Empire led the franchise to pursue its worst impulses

This final quibble isn’t so much the direct fault of “The Empire Strikes Back.” Nevertheless, Kershner’s film, in taking the franchise in an insular direction, changed the face of “Star Wars” for the worse. Because its final twist was so shocking, the makers of the follow-up film, “Return of the Jedi,” felt obligated to repeat it. As such, Leia was revealed to also be the child of Darth Vader and Luke’s twin sister. This was a transparent effort by the “Jedi” screenwriters to offer a twist of similar magnitude. Of course, now that three of the main characters are relatives, there’s even less of a sense that Luke is a brave warrior who came from nothing. Now, everything in “Star Wars” is a “chosen one” narrative.

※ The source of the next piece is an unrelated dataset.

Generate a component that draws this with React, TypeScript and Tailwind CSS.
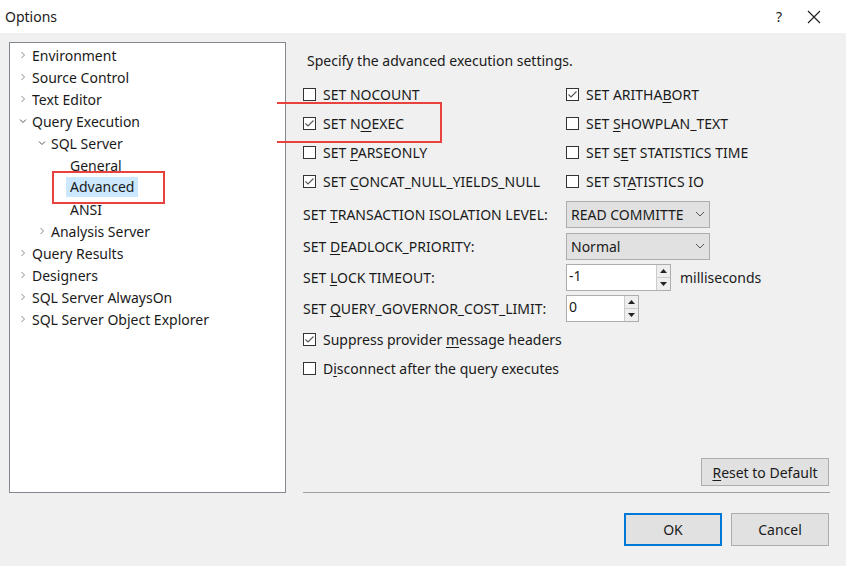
import React from "react";

const U = ({ c }: { c: string }) => <span className="underline underline-offset-2">{c}</span>;

const Chk = ({ on }: { on?: boolean }) => (
  <span className="w-[13px] h-[13px] border border-[#333] bg-white flex items-center justify-center shrink-0">
    {on && (
      <svg width="11" height="11" viewBox="0 0 11 11"><path d="M1.5 5.5 L4 8 L9.5 2.5" fill="none" stroke="#555" strokeWidth="1.1" /></svg>
    )}
  </span>
);

const CB = ({ on, children, w }: { on?: boolean; children: React.ReactNode; w?: string }) => (
  <div className={`flex items-center gap-[7px] h-[29px] ${w ?? ""}`}>
    <Chk on={on} />
    <span>{children}</span>
  </div>
);

const Chev = ({ open }: { open?: boolean }) => (
  <svg width="8" height="8" viewBox="0 0 8 8" className="shrink-0">
    {open ? <path d="M1 2.5 L4 5.5 L7 2.5" fill="none" stroke="#555" /> : <path d="M2.5 1 L5.5 4 L2.5 7" fill="none" stroke="#888" />}
  </svg>
);

const Node = ({ lvl, chev, open, children, sel }: { lvl: number; chev?: boolean; open?: boolean; children: React.ReactNode; sel?: boolean }) => (
  <div className="flex items-center h-[22px]" style={{ paddingLeft: 9 + lvl * 19 }}>
    <span className="w-[13px] flex">{chev && <Chev open={open} />}</span>
    <span className={sel ? "bg-[#cce8ff] px-[4px] -ml-[4px] leading-[20px]" : ""}>{children}</span>
  </div>
);

const Spin = () => (
  <div className="flex flex-col w-[14px] border-l border-[#ccc] h-full">
    <div className="flex-1 flex items-center justify-center border-b border-[#ccc] bg-[#eee]"><svg width="7" height="4"><path d="M0 4 L3.5 0 L7 4Z" fill="#222" /></svg></div>
    <div className="flex-1 flex items-center justify-center bg-[#eee]"><svg width="7" height="4"><path d="M0 0 L3.5 4 L7 0Z" fill="#222" /></svg></div>
  </div>
);

const Drop = ({ v }: { v: string }) => (
  <div className="w-[144px] h-[27px] border border-[#adadad] bg-[#e1e1e1] flex items-center justify-between px-[4px]">
    <span>{v}</span>
    <svg width="10" height="6"><path d="M1 1 L5 5 L9 1" fill="none" stroke="#555" /></svg>
  </div>
);

export default function App() {
  return (
    <div className="w-[846px] h-[566px] bg-[#f0f0f0] text-[14px] text-[#1a1a1a] relative overflow-hidden" style={{ fontFamily: '"Noto Sans", "Open Sans", sans-serif' }}>
      <div className="h-[33px] bg-white flex items-center justify-between pl-[5px]">
        <span>Options</span>
        <div className="flex items-center">
          <span className="w-[56px] text-center">?</span>
          <svg width="14" height="14" className="mr-[25px]"><path d="M1 1 L13 13 M13 1 L1 13" stroke="#222" strokeWidth="1.2" /></svg>
        </div>
      </div>
      <div className="flex pt-[9px]">
        <div className="ml-[9px] w-[277px] h-[451px] border border-[#828790] bg-white pt-[1px]">
          <Node lvl={0} chev>Environment</Node>
          <Node lvl={0} chev>Source Control</Node>
          <Node lvl={0} chev>Text Editor</Node>
          <Node lvl={0} chev open>Query Execution</Node>
          <Node lvl={1} chev open>SQL Server</Node>
          <Node lvl={2}>General</Node>
          <Node lvl={2} sel>Advanced</Node>
          <Node lvl={2}>ANSI</Node>
          <Node lvl={1} chev>Analysis Server</Node>
          <Node lvl={0} chev>Query Results</Node>
          <Node lvl={0} chev>Designers</Node>
          <Node lvl={0} chev>SQL Server AlwaysOn</Node>
          <Node lvl={0} chev>SQL Server Object Explorer</Node>
        </div>
        <div className="ml-[17px] w-[527px] flex flex-col">
          <div className="pl-[4px] pt-[8px] h-[38px]">Specify the advanced execution settings.</div>
          <div className="flex">
            <div className="w-[263px]">
              <CB>SET <U c="N" />OCOUNT</CB>
              <CB on>SET N<U c="O" />EXEC</CB>
              <CB>SET <U c="P" />ARSEONLY</CB>
              <CB on>SET <U c="C" />ONCAT_NULL_YIELDS_NULL</CB>
            </div>
            <div>
              <CB on>SET ARITHA<U c="B" />ORT</CB>
              <CB>SET <U c="S" />HOWPLAN_TEXT</CB>
              <CB>SET S<U c="E" />T STATISTICS TIME</CB>
              <CB>SET ST<U c="A" />TISTICS IO</CB>
            </div>
          </div>
          <div className="flex items-center h-[32px] mt-[2px]">
            <span className="w-[263px]">SET <U c="T" />RANSACTION ISOLATION LEVEL:</span>
            <Drop v="READ COMMITTE" />
          </div>
          <div className="flex items-center h-[32px]">
            <span className="w-[263px]">SET <U c="D" />EADLOCK_PRIORITY:</span>
            <Drop v="Normal" />
          </div>
          <div className="flex items-center h-[31px]">
            <span className="w-[263px]">SET <U c="L" />OCK TIMEOUT:</span>
            <div className="w-[105px] h-[27px] border border-[#adadad] bg-white flex">
              <span className="flex-1 pl-[2px] leading-[22px]">-1</span>
              <Spin />
            </div>
            <span className="ml-[9px]">milliseconds</span>
          </div>
          <div className="flex items-center h-[31px]">
            <span className="w-[263px]">SET <U c="Q" />UERY_GOVERNOR_COST_LIMIT:</span>
            <div className="w-[73px] h-[27px] border border-[#adadad] bg-white flex">
              <span className="flex-1 pl-[2px] leading-[22px]">0</span>
              <Spin />
            </div>
          </div>
          <div className="mt-[1px]">
            <CB on>Suppress provider <U c="m" />essage headers</CB>
            <CB>D<U c="i" />sconnect after the query executes</CB>
          </div>
          <div className="flex-1" />
          <div className="flex justify-end pr-[1px] mb-[6px]">
            <button className="w-[128px] h-[28px] border border-[#adadad] bg-[#e1e1e1]"><U c="R" />eset to Default</button>
          </div>
          <div className="h-px bg-[#a0a0a0] mr-[0px]" />
        </div>
      </div>
      <div className="flex justify-end gap-[9px] pr-[17px] mt-[20px]">
        <button className="w-[98px] h-[33px] border-2 border-[#0078d7] bg-[#e1e1e1]">OK</button>
        <button className="w-[98px] h-[33px] border border-[#adadad] bg-[#e1e1e1]">Cancel</button>
      </div>
      <div className="absolute left-[52px] top-[171px] w-[113px] h-[33px] border-2 border-[#e8413e]" />
      <div className="absolute left-[277px] top-[102px] w-[165px] h-[41px] border-2 border-[#e8413e] border-l-0" />
    </div>
  );
}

We saw this play out in Lucas’ “Star Wars” prequel films from 1999, 2002, and 2005. The entire “Star Wars” property now hinged on the idea that Darth Vader was Space Jesus, and that his children would eventually be born, grow up as his enemies, and slay him. “Star Wars” went from being an exhilarating fantastical war story with bold, cinematic archetypes into a tale of dry royal lineage. Most of the films released up to this point have been grouped together as “The Skywalker Saga,” transforming the franchise’s central narrative into something formal, regal, even bourgeois. What started as a tale about the efforts of scrappy outsiders attempting to bring down the formality of uniformed fascists became all about the formality.

Again, this isn’t expressly the fault of “Empire,” but the film’s success sent the Skywalker Saga into what ultimately proved to be a less interesting direction. Of course, this is just one man’s opinion. What do you think?